** WHAT TO WORK ON **
Copy the data exactly as it appears, and do not include any pictures.

########################################

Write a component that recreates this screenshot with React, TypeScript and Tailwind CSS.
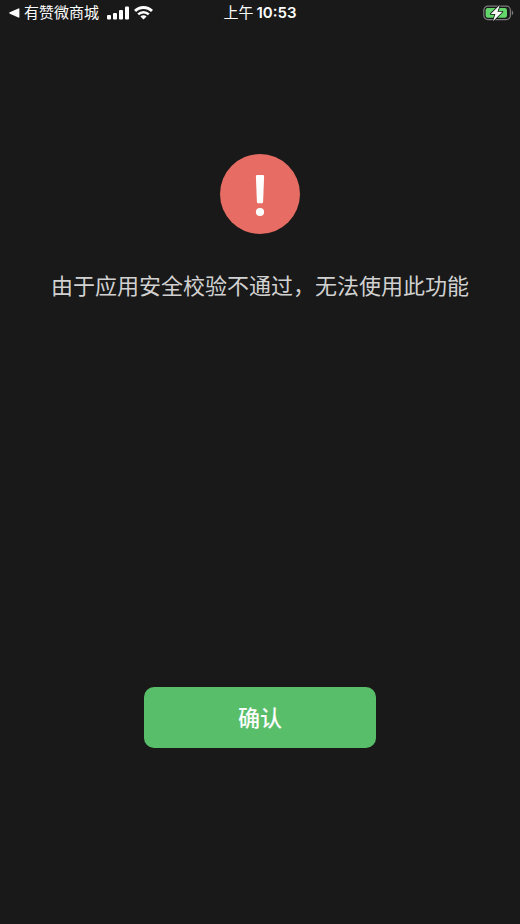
function SignalIcon() {
    return (
        <svg width="22" height="14" viewBox="0 0 22 14" fill="currentColor" aria-hidden="true">
            <rect x="0" y="9" width="4" height="4.5" rx="1" />
            <rect x="6" y="7" width="4" height="6.5" rx="1" />
            <rect x="12" y="4" width="4" height="9.5" rx="1" />
            <rect x="18" y="0.5" width="4" height="13" rx="1" />
        </svg>
    )
}

function WifiIcon() {
    return (
        <svg width="19" height="14" viewBox="0 0 19 14" fill="none" aria-hidden="true">
            <path d="M1 5a12 12 0 0 1 17 0" stroke="currentColor" strokeWidth="2.9" />
            <path d="M4.2 8.4a7.5 7.5 0 0 1 10.6 0" stroke="currentColor" strokeWidth="2.6" />
            <path d="M9.5 13.6 6.4 10.6a4.4 4.4 0 0 1 6.2 0z" fill="currentColor" />
        </svg>
    )
}

function BatteryIcon() {
    return (
        <svg width="31" height="18" viewBox="0 0 31 18" aria-hidden="true">
            <rect x="0.8" y="2.2" width="26.6" height="13.4" rx="4" fill="none" stroke="#7b7b7b" strokeWidth="1.2" />
            <path d="M28.8 6.6c1.9.7 1.9 4 0 4.7z" fill="#7b7b7b" />
            <rect x="2.6" y="4" width="21.4" height="9.8" rx="2.2" fill="#62d66b" />
            <path
                d="M16.8 1 7.8 9.9h4.6L10 17.2l9.4-9.4h-4.9z"
                fill="#fff"
                stroke="#191919"
                strokeWidth="1.6"
                strokeLinejoin="round"
                paintOrder="stroke"
            />
        </svg>
    )
}

function StatusBar() {
    return (
        <header className="grid h-[26px] grid-cols-[1fr_auto_1fr] items-center text-[15px] leading-5 text-white">
            <div className="flex items-center gap-2 pl-[9px]">
                <a href="#" className="flex items-center gap-1">
                    <svg width="11" height="10" viewBox="0 0 11 10" fill="currentColor" aria-hidden="true">
                        <path d="M0.8 4.3 9.4 0.4q1-.4 1 .6v8q0 1-1 .6L.8 5.7q-1.2-.7 0-1.4z" />
                    </svg>
                    <span>有赞微商城</span>
                </a>
                <div className="flex items-center gap-[5px]">
                    <SignalIcon />
                    <WifiIcon />
                </div>
            </div>
            <div className="flex items-center gap-[3px]">
                <span>上午</span>
                <time className="font-semibold">10:53</time>
            </div>
            <div className="flex justify-end pr-[6px]">
                <BatteryIcon />
            </div>
        </header>
    )
}

export default function App() {
    return (
        <div className="flex min-h-screen flex-col bg-[#191919] font-[Inter,'Noto_Sans_CJK_SC',sans-serif]">
            <StatusBar />
            <main className="flex flex-1 flex-col items-center pt-32 pb-44">
                <svg className="size-20" viewBox="0 0 80 80" aria-hidden="true">
                    <circle cx="40" cy="40" r="40" fill="#e66c64" />
                    <path
                        d="M37.2 21h5.6q1.4 0 1.3 1.4l-1 25.6q-.1 1.3-1.3 1.3h-3.6q-1.2 0-1.3-1.3l-1-25.6q-.1-1.4 1.3-1.4z"
                        fill="#fff"
                    />
                    <circle cx="40" cy="58" r="4.1" fill="#fff" />
                </svg>
                <p className="mt-9 text-center text-[22px] leading-8 text-[#d1d1d1]">
                    由于应用安全校验不通过，无法使用此功能
                </p>
                <button
                    type="button"
                    className="mt-auto h-[61px] w-[232px] rounded-[10px] bg-[#58be6a] text-[22px] leading-8 font-medium text-white"
                >
                    确认
                </button>
            </main>
        </div>
    )
}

########################################

** RESPONSE TO THIS TASK **
Write a component that recreates this screenshot with React, TypeScript and Tailwind CSS.
function SignalIcon() {
    return (
        <svg width="22" height="14" viewBox="0 0 22 14" fill="currentColor" aria-hidden="true">
            <rect x="0" y="9" width="4" height="4.5" rx="1" />
            <rect x="6" y="7" width="4" height="6.5" rx="1" />
            <rect x="12" y="4" width="4" height="9.5" rx="1" />
            <rect x="18" y="0.5" width="4" height="13" rx="1" />
        </svg>
    )
}

function WifiIcon() {
    return (
        <svg width="19" height="14" viewBox="0 0 19 14" fill="none" aria-hidden="true">
            <path d="M1 5a12 12 0 0 1 17 0" stroke="currentColor" strokeWidth="2.9" />
            <path d="M4.2 8.4a7.5 7.5 0 0 1 10.6 0" stroke="currentColor" strokeWidth="2.6" />
            <path d="M9.5 13.6 6.4 10.6a4.4 4.4 0 0 1 6.2 0z" fill="currentColor" />
        </svg>
    )
}

function BatteryIcon() {
    return (
        <svg width="31" height="18" viewBox="0 0 31 18" aria-hidden="true">
            <rect x="0.8" y="2.2" width="26.6" height="13.4" rx="4" fill="none" stroke="#7b7b7b" strokeWidth="1.2" />
            <path d="M28.8 6.6c1.9.7 1.9 4 0 4.7z" fill="#7b7b7b" />
            <rect x="2.6" y="4" width="21.4" height="9.8" rx="2.2" fill="#62d66b" />
            <path
                d="M16.8 1 7.8 9.9h4.6L10 17.2l9.4-9.4h-4.9z"
                fill="#fff"
                stroke="#191919"
                strokeWidth="1.6"
                strokeLinejoin="round"
                paintOrder="stroke"
            />
        </svg>
    )
}

function StatusBar() {
    return (
        <header className="grid h-[26px] grid-cols-[1fr_auto_1fr] items-center text-[15px] leading-5 text-white">
            <div className="flex items-center gap-2 pl-[9px]">
                <a href="#" className="flex items-center gap-1">
                    <svg width="11" height="10" viewBox="0 0 11 10" fill="currentColor" aria-hidden="true">
                        <path d="M0.8 4.3 9.4 0.4q1-.4 1 .6v8q0 1-1 .6L.8 5.7q-1.2-.7 0-1.4z" />
                    </svg>
                    <span>有赞微商城</span>
                </a>
                <div className="flex items-center gap-[5px]">
                    <SignalIcon />
                    <WifiIcon />
                </div>
            </div>
            <div className="flex items-center gap-[3px]">
                <span>上午</span>
                <time className="font-semibold">10:53</time>
            </div>
            <div className="flex justify-end pr-[6px]">
                <BatteryIcon />
            </div>
        </header>
    )
}

export default function App() {
    return (
        <div className="flex min-h-screen flex-col bg-[#191919] font-[Inter,'Noto_Sans_CJK_SC',sans-serif]">
            <StatusBar />
            <main className="flex flex-1 flex-col items-center pt-32 pb-44">
                <svg className="size-20" viewBox="0 0 80 80" aria-hidden="true">
                    <circle cx="40" cy="40" r="40" fill="#e66c64" />
                    <path
                        d="M37.2 21h5.6q1.4 0 1.3 1.4l-1 25.6q-.1 1.3-1.3 1.3h-3.6q-1.2 0-1.3-1.3l-1-25.6q-.1-1.4 1.3-1.4z"
                        fill="#fff"
                    />
                    <circle cx="40" cy="58" r="4.1" fill="#fff" />
                </svg>
                <p className="mt-9 text-center text-[22px] leading-8 text-[#d1d1d1]">
                    由于应用安全校验不通过，无法使用此功能
                </p>
                <button
                    type="button"
                    className="mt-auto h-[61px] w-[232px] rounded-[10px] bg-[#58be6a] text-[22px] leading-8 font-medium text-white"
                >
                    确认
                </button>
            </main>
        </div>
    )
}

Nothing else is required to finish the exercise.